Al Giordano Jun 28, 2005

Inpired by the Zapatista uprising in Chiapas, Mexico, and fed up with the complacency of New York’s waning Downtown scene, Al Giordano went south of the border with no money and a dream. Founding NarcoNews.com, a Latin America-based news service, and an attached School of Authentic Journalism that now has hundreds of alumni reporting throughout the “Narcosphere.”

What is America?

Our credo at Narco News is a quote from General Simón Bolívar – the George Washington of South America – who said “¡Nuestra patria se llama América!” (The name of our country is América!) América, singular. The América with an accent. Let’s start with an accent and work our way toward making our hemisphere a more dignified, and more fun, place to live. Every dance begins with a step.

Is the Southern border real?

Borders are false by their nature, meant to be crossed and broken. Northern Mexico along with Southern California-through-Texas has mutated into a kind of third country, a narco-state that nobody voted for, a militarized “free trade nightmare.” When a buddy of mine got picked up by immigration authorities in Kansas City and shipped back to Mexico, well, I realized that Missouri is the border too.

The border is also a state of mind, one that at least 30 million folks born in Mexico but living in the United States have broken out of.

Will there be a USA in a hundred years?

The current situation is terrible. You notice it more starkly when you live outside of those borders, as I do, and come back infrequently. You can see that people are more frightened, more psychotic, more miserable, while insisting at louder volume that they are happy. This is equally true of red-state folks and blue-state folks, of right-wingers and left-wingers. It’s a societal trend that goes across the board.

The American English language has four dominant verbs: to work, to buy, to sleep and to die. Hombre, everyone is on a friggin’ treadmill up there, except for a small minority leisure class, which tends to be on its own special kind of hamster-wheel of neuroses.

As of 2000, there were already 35 million Latinos in the United States. Twenty million of them were Mexicans, millions more from every other country in the hemisphere. The open question for me is: Do these immigrants become like those in the previous waves, eager to slam the door shut behind them? Or does the United States, by cultural osmosis, become a less uptight society, like Mexico?

Does Latin America have the same sense of “newness” that the North prides itself on?

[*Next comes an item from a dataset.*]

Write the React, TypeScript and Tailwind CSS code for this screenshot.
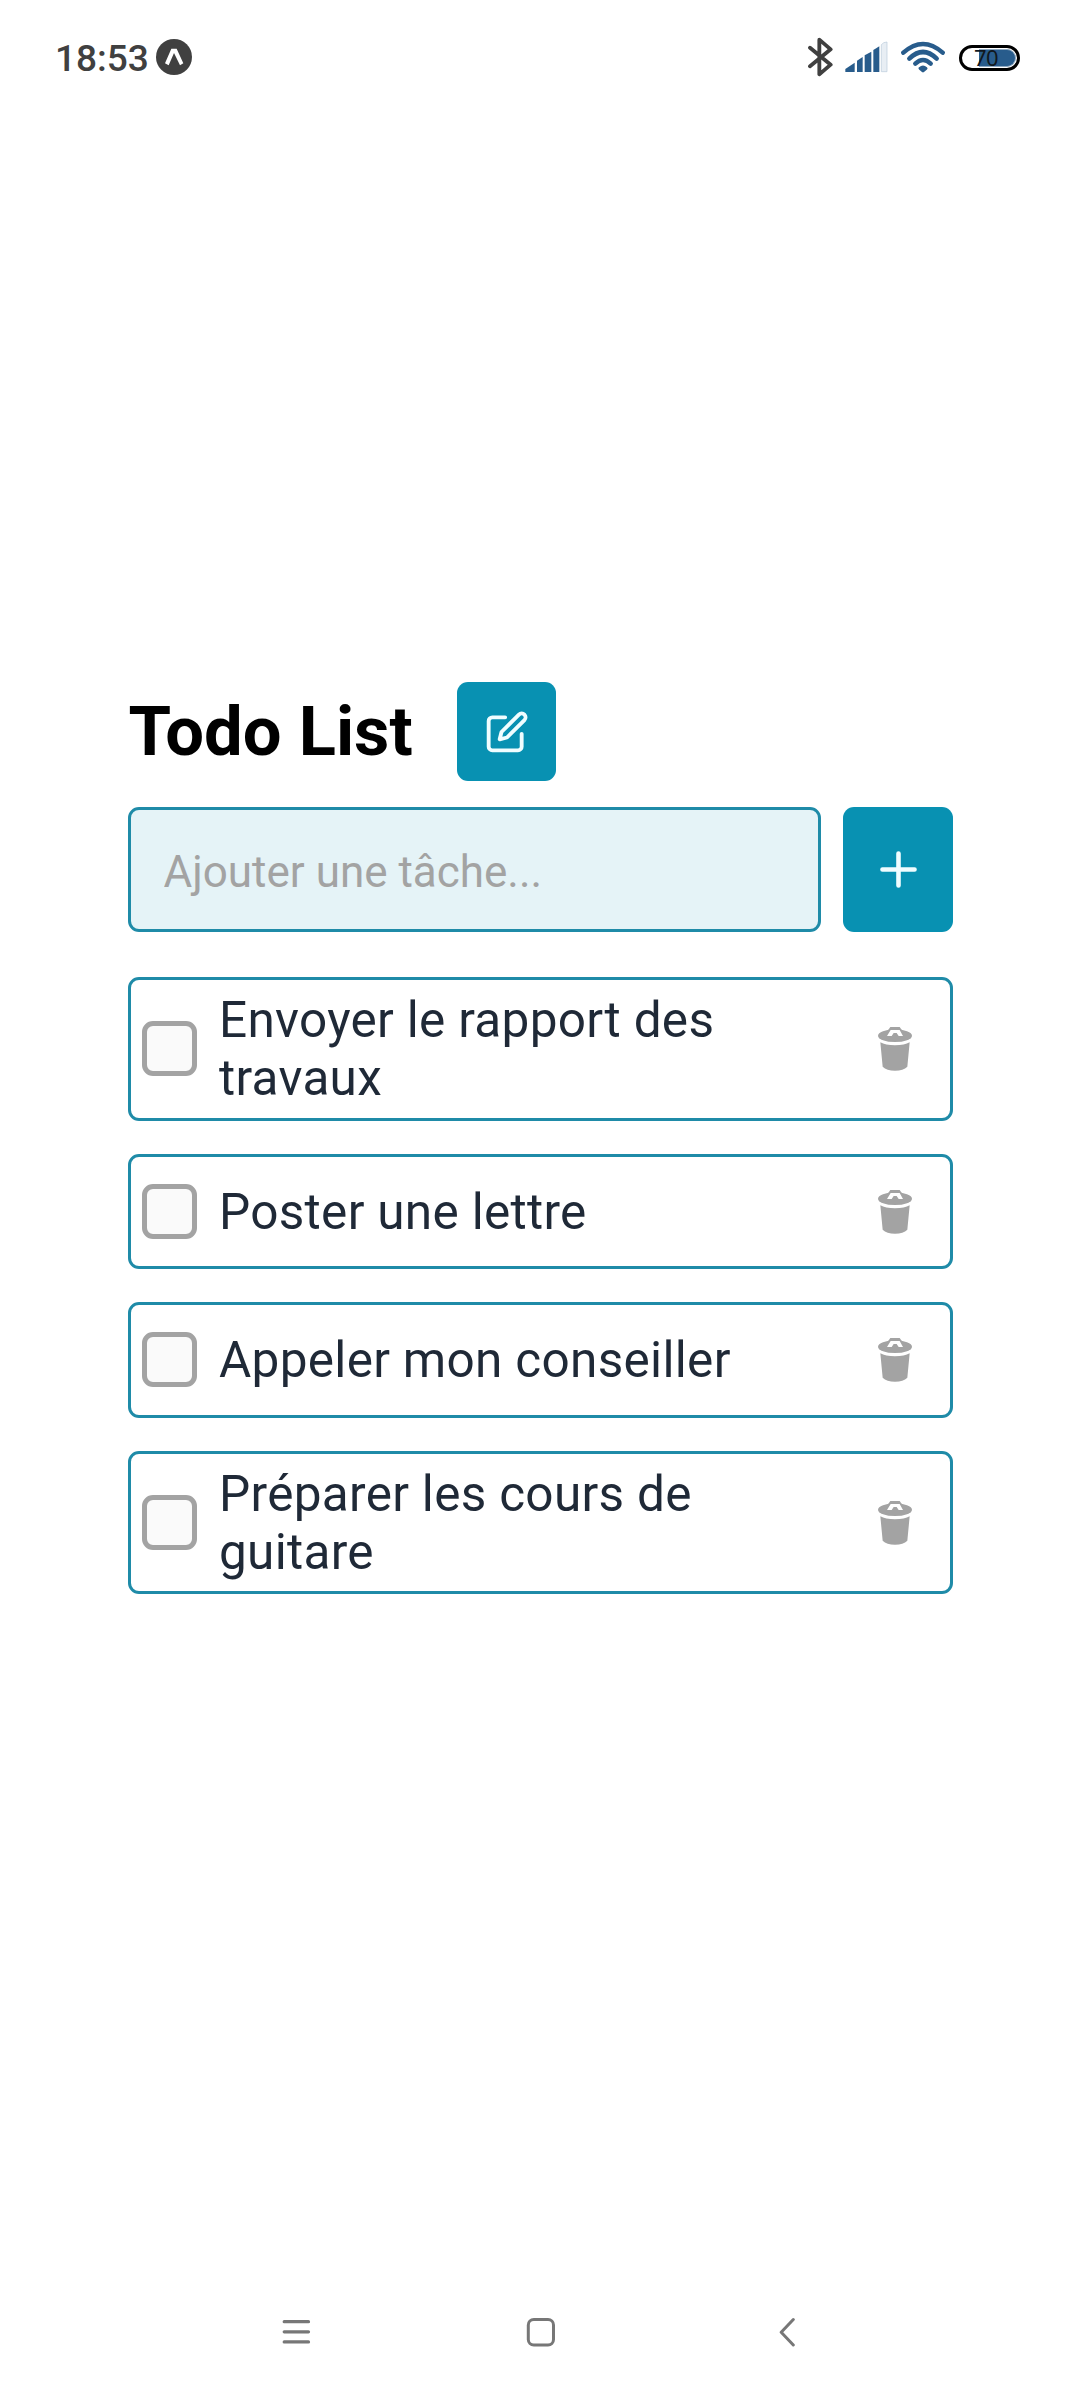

At this moment that I am responding to your questions, the Zapatistas are huddled in the highlands and jungles of Chiapas consulting their indigenous bases. Subcomandante Marcos, in a communiqué, wrote: “Ever since that dawn of the beginning of ‘94, we have dedicated our struggle – first with fire and then with the word – our efforts, our life and our death, exclusively to the Indian peoples of Mexico for the recognition of their rights and their culture. It was natural – we Zapatistas are overwhelmingly indigenous. Mayan indigenous, to be more precise… Now we are consulting with our heart in order to see if we are going to say and do something else…”

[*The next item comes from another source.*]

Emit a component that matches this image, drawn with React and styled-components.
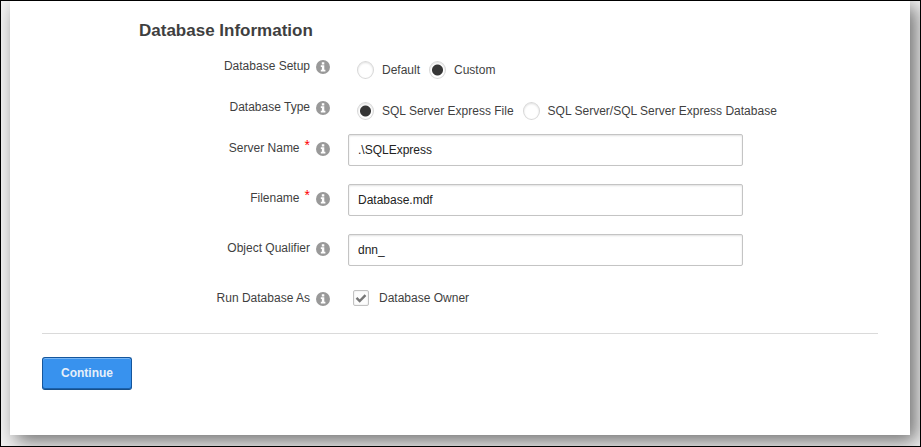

Like Diego Rivera’s concept of great art, the Zapatista universality (indeed, their great revolutionary art to which we are all indebted) comes from having deep roots. They’ve always said they don’t want the world to live like Mayan indigenous, that they just demand the right to be as they are, and they want other people elsewhere to fight for the right to be as they are: different, and, poetically, that’s what makes us all the same. That’s an example of how the “universal” springs from the native, or the local.

There is a lot of motion and effervescence and cross-pollination, experimentation, trial and error, constant analysis, constant action, even hyper-action. And yes, you are part of it in North America, and you’ll all be happier and more hopeful (and more effective) when it dawns on radicals up there how your “New World” roots, your immigrant roots, make you part of Bolivar’s “country called América” too, even while your government behaves like the same colonial powers that Americans, north and south, cast off centuries ago.

Do you identify as an American, in the usual northern sense?

Yes, I’m a gringo. I can’t change that. But as a gringo I come from immigrant blood. And eight years ago I migrated South. I often get strange reactions when I say things like, “I don’t love my country anymore.” People react in one of two ways. Some say, “How can you not love your country?” It’s a foreign concept to many, to probably a majority. Others say, “How could you have ever loved it?”

I feel a great nostalgic love for the New York that once was, but that is no more, for the city of immigrants where I was born, for the concepts of liberty, justice, democracy, a free press, an open society without fear. Of course, now most folks are afraid. The fear is what killed my city and my country.

It’s that love for wild freedom and authentic democracy that led me to Latin America, where I find the desire is shared by most people, where people are willing to fight for it, and where I find I can share foxholes with people and movements where I know we will all be shooting in the same direction: toward the enemies of authoritarianism, simulation and domination.

Why does the political right capture the flag so well?

Because the left doesn’t contest them for it. Period. You’ve ceded it to those fuckers. United States radicals have to stop insisting on purity. At Zapatista gatherings, at every single one, they sing the friggin’ national anthem! And they also sing their own Zapatista hymn. You can do both.